PHOTO MARTIN CHAMBERLAND, ARCHIVES LA PRESSE

Le 24 août 2015, quelques minutes après la première émission de Gravel le matin 

M.C. : Avec le recul, as-tu des regrets ?

A.G. : Je suis de ceux qui disent qu’on regrette davantage ce qu’on ne fait pas que ce qu’on fait. Je n’ai pas de regrets. Je ne regrette pas d’avoir sauté dans le précipice. Ce que je regrette, c’est de ne pas avoir mis mon pied à terre plus vite.

M.C. : Devant tes patrons ?

A.G. : Pour vivre ou pas avec ce que j’ai à offrir. Après la deuxième année, les cotes ont commencé à augmenter. Parce qu’après la première année, je n’avais rien à perdre. J’ai fait davantage à ma tête, tout en écoutant mes collaborateurs. Mais je n’écoutais plus tout le monde. Ceux qui disaient que ça faisait trop vieux. J’assume ce que je suis ! On m’a choisi pour l’expérience que j’ai, pas pour rajeunir l’antenne. J’ai 61 ans et j’ai mal aux côtes ! (Rires.)

M.C. : Tu voulais aussi me parler de la suite…
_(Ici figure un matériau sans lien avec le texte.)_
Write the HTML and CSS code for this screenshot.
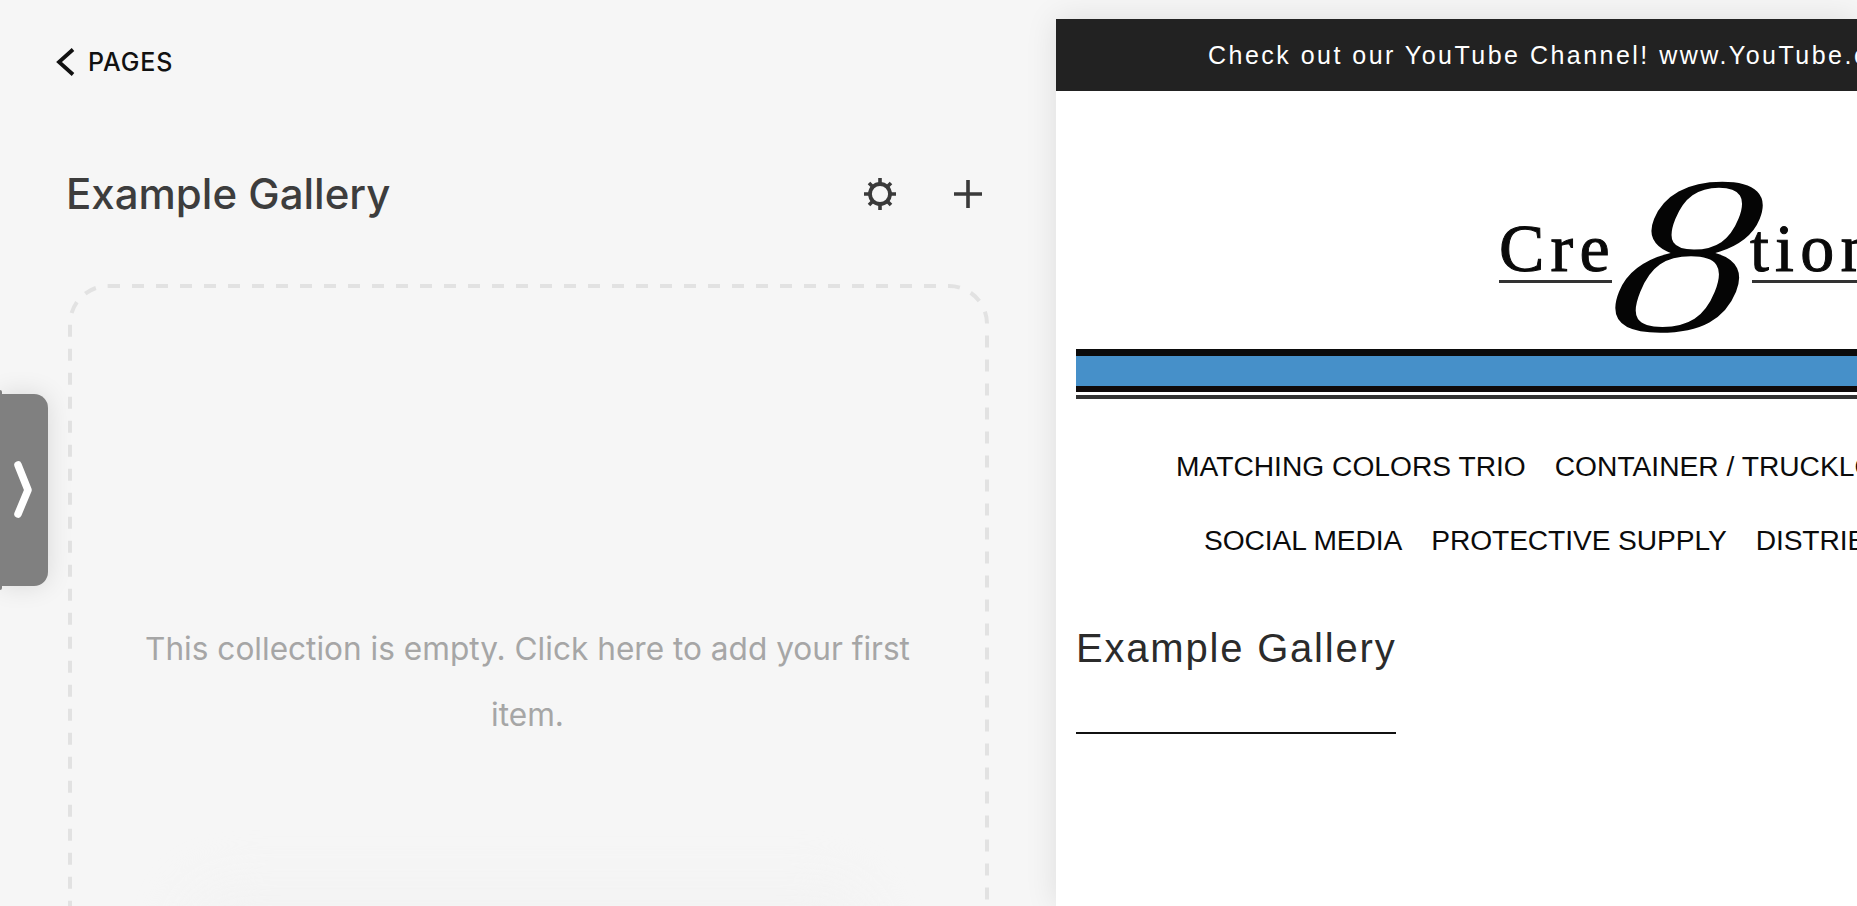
FILE: index.html
```html
<!DOCTYPE html>
<html lang="en">
<head>
<meta charset="utf-8">
<title>Example Gallery</title>
<link rel="stylesheet" href="styles.css">
</head>
<body>
<div class="app">
  <aside class="sidebar">
    <a class="back">
      <svg class="back-icon" width="20" height="28" viewBox="0 0 20 28"><path d="M18 1.500 L4 14 L18 26.500" fill="none" stroke="#111" stroke-width="3.800"/></svg>
      <span>PAGES</span>
    </a>
    <div class="title-row">
      <h1 class="title">Example Gallery</h1>
      <div class="actions">
        <svg class="gear" width="34" height="34" viewBox="0 0 34 34">
          <circle cx="17" cy="17" r="10" fill="none" stroke="#3a3a3a" stroke-width="3.800"/>
          <path d="M17 1v6M17 27v6M1 17h6M27 17h6M6 6l4 4M24 24l4 4M6 28l4-4M24 10l4-4" stroke="#3a3a3a" stroke-width="3.600" fill="none"/>
        </svg>
        <svg class="plus" width="30" height="30" viewBox="0 0 30 30"><path d="M15 1v28M1 15h28" stroke="#3a3a3a" stroke-width="3.600" fill="none"/></svg>
      </div>
    </div>
    <div class="dropzone">
      <svg class="dash" width="921" height="660" viewBox="0 0 921 660"><rect x="2" y="2" width="917" height="760" rx="38" fill="none" stroke="#e2e2e2" stroke-width="4" stroke-dasharray="12 12"/></svg>
      <p class="empty">This collection is empty. Click here to add your first item.</p>
      <div class="ghost"></div>
    </div>
  </aside>
  <main class="preview">
    <div class="announce">Check out our YouTube Channel! www.YouTube.com/Cre8tionInc</div>
    <svg class="logo" width="801" height="322" viewBox="0 0 801 322">
      <text class="logo-word" x="443" y="180">Cre</text>
      <text class="logo-word" x="694" y="180">tion</text>
      <rect x="443" y="189" width="113" height="3" fill="#333"/>
      <rect x="696" y="189" width="105" height="3" fill="#333"/>
      <text class="logo-eight" transform="translate(534 241) skewX(-22) scale(1.25 1)">8</text>
      <rect x="20" y="258" width="781" height="7" fill="#0b0b0b"/>
      <rect x="20" y="265" width="781" height="30" fill="#4690c9"/>
      <rect x="20" y="295" width="781" height="6" fill="#0f0a0a"/>
      <rect x="20" y="304" width="781" height="4" fill="#333"/>
    </svg>
    <nav class="nav">
      <div class="nav-row first"><a>MATCHING COLORS TRIO</a><a>CONTAINER / TRUCKLOAD</a></div>
      <div class="nav-row second"><a>SOCIAL MEDIA</a><a>PROTECTIVE SUPPLY</a><a>DISTRIBUTORS</a></div>
    </nav>
    <h2 class="page-title">Example Gallery</h2>
  </main>
</div>
<div class="tab">
  <svg width="22" height="60" viewBox="0 0 22 60"><path d="M5 5 L15 30 L5 54" fill="none" stroke="#fff" stroke-width="7.500" stroke-linecap="round" stroke-linejoin="round"/></svg>
</div>
</body>
</html>
```
FILE: styles.css
```css
* { box-sizing: border-box; }
html, body { margin: 0; height: 100%; overflow: hidden; }
body { background: #f6f6f6; font-family: "Inter", "Liberation Sans", sans-serif; }
.app { display: flex; height: 906px; width: 1857px; overflow: hidden; }

.sidebar { width: 1056px; flex: none; padding: 48px 67px 0 68px; height: 906px; overflow: hidden; }
.back { display: flex; align-items: center; gap: 13px; margin-left: -13px; height: 28px; color: #111; font-size: 25px; font-weight: 500; letter-spacing: 0.9px; }
.back-icon { flex: none; }
.title-row { display: flex; align-items: center; justify-content: space-between; margin-top: 92px; height: 52px; }
.title { margin: 0 0 0 -2px; font-size: 42px; line-height: 52px; font-weight: 500; color: #3d3d3d; letter-spacing: 0; }
.actions { display: flex; align-items: center; gap: 56px; margin-right: 6px; }
.gear, .plus { display: block; }

.dropzone { position: relative; margin-top: 64px; width: 921px; height: 660px; padding: 332px 60px 0; }
.dash { position: absolute; left: 0; top: 0; }
.empty { margin: 0 0 0 -2px; text-align: center; font-size: 31.600px; line-height: 66px; color: #a6a6a6; }
.ghost { position: absolute; left: 110px; right: 110px; top: 595px; height: 120px; border-radius: 60px; background: #f3f3f3; filter: blur(20px); }

.preview { flex: 1; min-width: 0; margin-top: 19px; background: #fff; box-shadow: 0 0 30px rgba(0,0,0,.1); overflow: hidden; }
.announce { height: 72px; padding-left: 152px; background: #222; color: #fff; font-family: "Liberation Sans", sans-serif; font-size: 25px; line-height: 72px; letter-spacing: 2.480px; white-space: nowrap; }
.logo { display: block; }
.logo-word { font-family: "Liberation Serif", serif; font-size: 68px; letter-spacing: 6.200px; fill: #0a0a0a; stroke: #0a0a0a; stroke-width: 1px; }
.logo-eight { font-family: "Liberation Serif", serif; font-size: 228px; fill: #050505; stroke: #fff; stroke-width: 3px; }

.nav { font-family: "Liberation Sans", sans-serif; font-size: 28.200px; color: #0b0b0b; }
.nav-row { display: flex; gap: 29px; white-space: nowrap; height: 74px; align-items: center; }
.nav-row.first { padding-left: 120px; margin-top: 16px; }
.nav-row.second { padding-left: 148px; letter-spacing: -0.100px; }
.page-title { margin: 35px 0 0 20px; width: 320px; height: 122px; font-family: "Liberation Sans", sans-serif; font-weight: 400; font-size: 40px; line-height: 72px; letter-spacing: 1.800px; color: #2b2b2b; border-bottom: 2px solid #111; white-space: nowrap; }

.tab { position: absolute; left: 0; top: 394px; width: 48px; height: 192px; padding: 66px 0 0 13px; background: #808080; border-radius: 0 14px 14px 0; box-shadow: 0 0 26px rgba(0,0,0,.12); }
.tab::before { content: ""; position: absolute; left: 0; top: -4px; bottom: -4px; width: 2px; background: #808080; border-radius: 0 2px 2px 0; }
.tab svg { display: block; }
```
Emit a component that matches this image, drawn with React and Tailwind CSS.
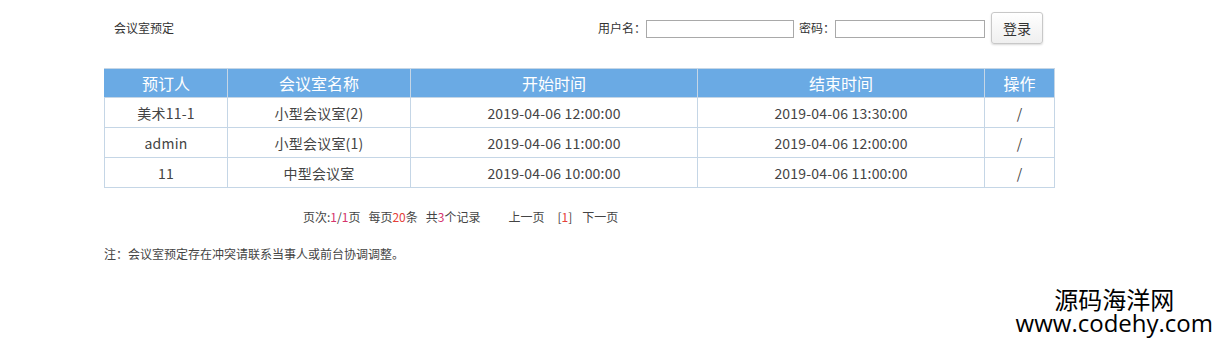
import React from 'react';

const COLS = [
  { label: '预订人', w: 'w-[123px]' },
  { label: '会议室名称', w: 'w-[183px]' },
  { label: '开始时间', w: 'w-[287px]' },
  { label: '结束时间', w: 'w-[287px]' },
  { label: '操作', w: 'w-[70px]' },
];

const ROWS = [
  ['美术11-1', '小型会议室(2)', '2019-04-06 12:00:00', '2019-04-06 13:30:00', '/'],
  ['admin', '小型会议室(1)', '2019-04-06 11:00:00', '2019-04-06 12:00:00', '/'],
  ['11', '中型会议室', '2019-04-06 10:00:00', '2019-04-06 11:00:00', '/'],
];

export default function App() {
  return (
    <div className="relative w-[1218px] h-[340px] bg-white text-[#333] font-['Noto_Sans_CJK_SC',sans-serif] overflow-hidden">
      {/* Top bar */}
      <div className="flex items-start pt-[12px] pl-[114px]">
        <div className="text-[12px] leading-[16px] mt-[8px]">会议室预定</div>
        <div className="ml-auto mr-[175px] flex items-start text-[12px]">
          <span className="mt-[8px] leading-[16px]">用户名：</span>
          <input className="mt-[8px] w-[148px] h-[18px] border border-[#a9a9a9] outline-none" />
          <span className="ml-[5px] mt-[8px] leading-[16px]">密码：</span>
          <input className="mt-[8px] w-[150px] h-[18px] border border-[#a9a9a9] outline-none" />
          <button className="ml-[6px] w-[52px] h-[32px] rounded-[3px] border border-[#c8c8c8] bg-gradient-to-b from-white to-[#efefef] shadow-[0_1px_2px_rgba(0,0,0,0.15)] text-[14px] text-[#333]">
            登录
          </button>
        </div>
      </div>

      {/* Table */}
      <div className="ml-[104px] mt-[24px] w-[950px]">
        <table className="w-[950px] border-collapse table-fixed">
          <thead>
            <tr className="bg-[#6aaae4] text-white h-[29px]">
              {COLS.map((c, i) => (
                <th
                  key={c.label}
                  className={`${c.w} font-normal text-[16px] leading-[20px] border border-[#c5d6e6] ${i === 0 ? 'border-l-[#6aaae4]' : ''}`}
                >
                  {c.label}
                </th>
              ))}
            </tr>
          </thead>
          <tbody>
            {ROWS.map((r, ri) => (
              <tr key={ri} className="h-[30px]">
                {r.map((cell, ci) => (
                  <td key={ci} className="text-center text-[14px] leading-[18px] border border-[#c5d6e6] text-[#444] tracking-[0.2px]">
                    {cell}
                  </td>
                ))}
              </tr>
            ))}
          </tbody>
        </table>
      </div>

      {/* Pagination */}
      <div className="flex text-[12px] leading-[16px] mt-[21px] pl-[303px] text-[#444]">
        <span>
          页次:<span className="text-[#d6336c]">1</span>/<span className="text-[#d6336c]">1</span>页
        </span>
        <span className="ml-[8px]">
          每页<span className="text-[#e5403a]">20</span>条
        </span>
        <span className="ml-[8px]">
          共<span className="text-[#d6336c]">3</span>个记录
        </span>
        <span className="ml-[28px]">上一页</span>
        <span className="ml-[13px]">
          [<span className="text-[#e5403a]">1</span>]
        </span>
        <span className="ml-[10px]">下一页</span>
      </div>

      <div className="mt-[21px] pl-[104px] text-[12px] leading-[16px] text-[#444]">
        注：会议室预定存在冲突请联系当事人或前台协调调整。
      </div>

      {/* Watermark */}
      <div className="absolute right-[5px] top-[287px] flex flex-col items-center text-black">
        <div className="text-[24px] leading-[24px]">源码海洋网</div>
        <div className="text-[24px] leading-[24px] font-['Open_Sans',sans-serif]">www.codehy.com</div>
      </div>
    </div>
  );
}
A.G. : Ce qui fait que je suis moins en colère que je l’étais, c’est que j’ai des projets. J’aurai un peu le meilleur des deux mondes. Je vais rester collé à l’actualité avec une émission hebdomadaire à la radio, le samedi, qui va s’appeler Les faits d’abord, avec des entrevues et des débats. Je vais faire de grands entretiens aussi. Et en parallèle, je travaille sur une série documentaire produite à l’interne à la télé de Radio-Canada, deux fois une heure par année. Des documentaires très personnalisés, à partir d’événements que j’ai couverts qui sont devenus des points de bascule : la crise d’Oka, Ben Johnson en 1988, le départ de Duvalier en Haïti. C’est une série qu’on peut faire pendant des années. Je retourne dans mes terres.